The Expert & Enterprise editions allows you to Fast-Scrape and Dig at several levels of depth. If you check Fast-Scrape and Browse, the program will not automatically look for the next page link, as it does when Fast-Scraping is off, but it will use the scraper queue of URLs to visits that you can populate with the #addToQueue# directive.
Note that browsing/digging and fast scraping are very different: applying a scraper by loading a page and going to the scraped view does the extraction from the source code of the loaded page, whereas using the 'Fast Scraping Mode' sends a query (an XML HTTP Request) for each URL, but doesn't really load the pages (ignoring images etc.). Most of the time, the result is the same, the Apply Scraper function being simply faster (hence the name).
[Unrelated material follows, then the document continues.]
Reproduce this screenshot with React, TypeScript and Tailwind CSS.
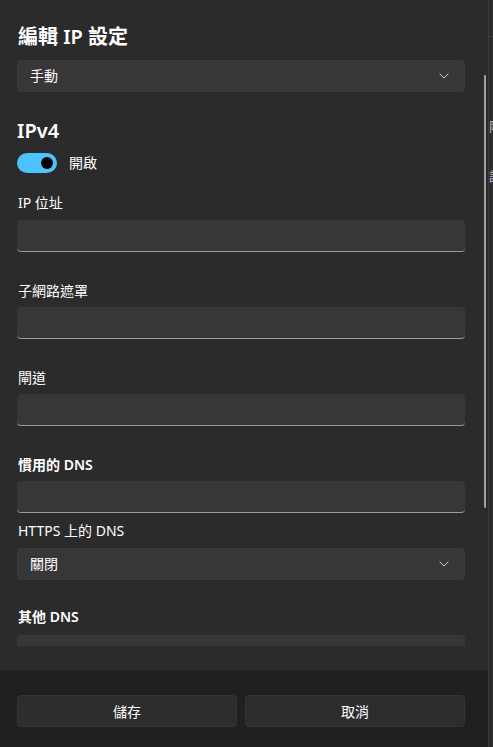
import React from 'react';

const FONT = '"Noto Sans", "Noto Sans CJK TC", sans-serif';

function Chevron() {
  return (
    <svg width="10" height="6" viewBox="0 0 10 6" className="shrink-0">
      <path d="M0.6 0.6 L5 5 L9.4 0.6" fill="none" stroke="#cfcfcf" strokeWidth="1" />
    </svg>
  );
}

function Select({ value }: { value: string }) {
  return (
    <div className="h-8 rounded-[4px] bg-[#373737] border border-[#3a3a3a] flex items-center justify-between pl-[12px] pr-[15px]">
      <span className="text-[14px] text-white leading-5">{value}</span>
      <Chevron />
    </div>
  );
}

function TextBox() {
  return <div className="h-8 rounded-[4px] bg-[#373737] border-b border-b-[#9b9b9b]" />;
}

function Label({ text, bold }: { text: string; bold?: boolean }) {
  return (
    <p className={`text-[14px] leading-5 text-white ${bold ? 'font-semibold' : ''}`}>{text}</p>
  );
}

export default function App() {
  return (
    <div className="w-[493px] h-[747px] flex bg-[#2b2b2b] overflow-hidden" style={{ fontFamily: FONT }}>
      {/* dialog */}
      <div className="w-[489px] h-full flex flex-col border-r border-[#3c3c3c] shrink-0">
        <div className="h-[670px] flex items-start bg-[#2b2b2b]">
          <div className="w-[465px] h-[646px] overflow-hidden pl-[17px] shrink-0">
            <h1 className="text-[20px] leading-7 font-semibold text-white mt-[23px] pl-[1px]">編輯 IP 設定</h1>
            <div className="mt-[9px]">
              <Select value="手動" />
            </div>

            <h2 className="text-[20px] leading-7 font-semibold text-white mt-[25px]">IPv4</h2>
            <div className="flex items-center gap-3 mt-[8px]">
              <div className="w-10 h-5 rounded-full bg-[#4cc2ff] flex items-center justify-end pr-[4px]">
                <div className="w-3 h-3 rounded-full bg-black" />
              </div>
              <span className="text-[14px] leading-5 text-white">開啟</span>
            </div>

            <div className="mt-[20px] pl-[1px]"><Label text="IP 位址" /></div>
            <div className="mt-[7px]"><TextBox /></div>

            <div className="mt-[29px] pl-[1px]"><Label text="子網路遮罩" /></div>
            <div className="mt-[6px]"><TextBox /></div>

            <div className="mt-[29px] pl-[1px]"><Label text="閘道" /></div>
            <div className="mt-[6px]"><TextBox /></div>

            <div className="mt-[29px] pl-[1px]"><Label text="慣用的 DNS" bold /></div>
            <div className="mt-[6px]"><TextBox /></div>

            <div className="mt-[8px] pl-[1px]"><Label text="HTTPS 上的 DNS" /></div>
            <div className="mt-[7px]">
              <Select value="關閉" />
            </div>

            <div className="mt-[27px] pl-[1px]"><Label text="其他 DNS" bold /></div>
            <div className="mt-[8px]"><TextBox /></div>
          </div>

          {/* scrollbar */}
          <div className="ml-[19px] mt-[75px] w-[2px] h-[433px] rounded-full bg-[#a0a0a0] shrink-0" />
        </div>

        <div className="flex-1 bg-[#202020] flex gap-2 pl-[17px] pr-[23px] pt-[25px]">
          <button className="flex-1 h-8 rounded-[4px] bg-[#2d2d2d] border border-[#343434] text-[14px] text-white">儲存</button>
          <button className="flex-1 h-8 rounded-[4px] bg-[#2d2d2d] border border-[#343434] text-[14px] text-white">取消</button>
        </div>
      </div>

      {/* sliver of the page behind */}
      <div className="flex-1 overflow-hidden bg-[#2b2b2b] text-[13px] text-[#bdbdbd] whitespace-nowrap">
        <div className="border-b border-[#3a3a3a] h-[37px]" />
        <p className="mt-[79px] leading-5">剛</p>
        <p className="mt-[30px] leading-5">請</p>
      </div>
    </div>
  );
}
In some cases, however, the result can be different, or the Fast Scraping mode can even completely fail: the reason is that in the normal mode, events can happen that dynamically alter a page (mostly due to the execution of javascript scripts). These dynamic changes will not occur in the Fast Scraping mode, as scripts are not executed. This means that dynamically added information, javascript redirections, page reloads... will simply not happen in Fast Scraping Mode. If you notice this kind of behavior, the best way is to accept the slower method and browse through the URLs, doing the scraping page after page.
'Catch Export' Zone
-
Saving and Emptying the Catch before execution
Depending on the checked option(s), the content of the Catch can be emptied (and optionally saved to a backup file in the destination folder) before the execution of the macro. Note that it will not be restored after the execution, which means that you will have to load the backup file if you wish to recover the Catch content.
-
Export
When checked, the content of the Catch will be exported to a file after the execution of the macro. The destination file format can be defined in the Export popup menu. The export file will be saved in the destination file folder (or FTP server in Expert and Enterprise editions) that you have selected in the Destination Files zone or in the current default folder if no destination folder is defined.
'Destination Files' Zone
This zone allows you to set the location (on a local drive or on a FTP server if you have the Expert or Enterprise edition) and the name format for the files generated by your different extraction processes.
Important Note: If you set login credentials to upload the exported data to an FTP server with the 'ftp' protocol (Expert or Enterprise), the login and password will be sent in the clear on the network. To avoid retyping the ftp address for each macro you create, you can set a default value in the advanced preference panel.
-
Save extracted data to: If you set an export destination for one or several extractors in the macro or for the Catch, the generated files will be saved to the destination folder (or FTP server on Expert & Enterprise) that you set here. For the case where a file of the same name already exists, the popup menu will allow you to set the suffix to add to the filename.
-
Split into several files: This checkbox and menu allow you to ask OutWit Hub to close the current export file and create a new one when the chosen condition becomes true. In the current version, the only criterion available is the number of extracted rows.
-
Save downloaded files to: If you have instructed one or several extractors to download selected files, these will be saved in the folder you set here. For the case a file of the same name already exists, the popup menu will allow you to set the suffix to add to the filename.
'Extractor Setting' Panel
This panel contains the list of all extraction processes that can be performed during the execution of your macro.
-
Extractor column: In this column, check the extractors that you wish to activate during the execution of the macro.
-
Empty column: When checked (like in the views bottom panels), the data resulting from the extraction of one page will be cleared each time a new page is loaded. Note that you should not uncheck 'Empty' if you automatically move the data to the catch as the operation will be executed each time a new page is visited, with a number of rows growing exponentially.
-
Options column: You can set, in this column, options that are specific to each extractor. These options correspond to the ones you will find in the bottom panel of each respective view in the Hub.
-
Select If column: Allows you to set the criterion that will trigger the actions defined in the destination column (moving the selected data to the Catch, downloading files, exporting the data to a file). Like in the views bottom panels, you can set a selection criterion on either a specific field of the extractor or on all fields.
-
Sorted by & Limit to columns: In association with the limit to option, the sort option allows you to set the sort column (field) and direction, in order to only extract the first n rows of extracted data.
-
Destination column: Allows you to set the destination of the extracted data and files:
- Catch: When checked, moves the selected data to the Catch (which can be exported to a file at the end of the process). Note that you should not uncheck 'Empty' if you automatically move the data to the catch as the operation will be executed each time a new page is visited, with a number of rows growing exponentially.
- Download: When checked, tries to download all files corresponding to URLs found in the selected data to the set destination folder.
- Export: Exports the selected data to a file in the Extracted data destination folder (or FTP server on Expert & Enterprise) set above. You can set the export format using the Export popup menu.
IMPORTANT NOTE: In general, you should choose ONLY ONE of these settings at the same time:
- Uncheck 'Empty' to keep the data in the view, OR
- Check 'Catch' to move the data to the Catch (and export it at the end of the process), OR
- Check 'Export' to export the data to a file during the process.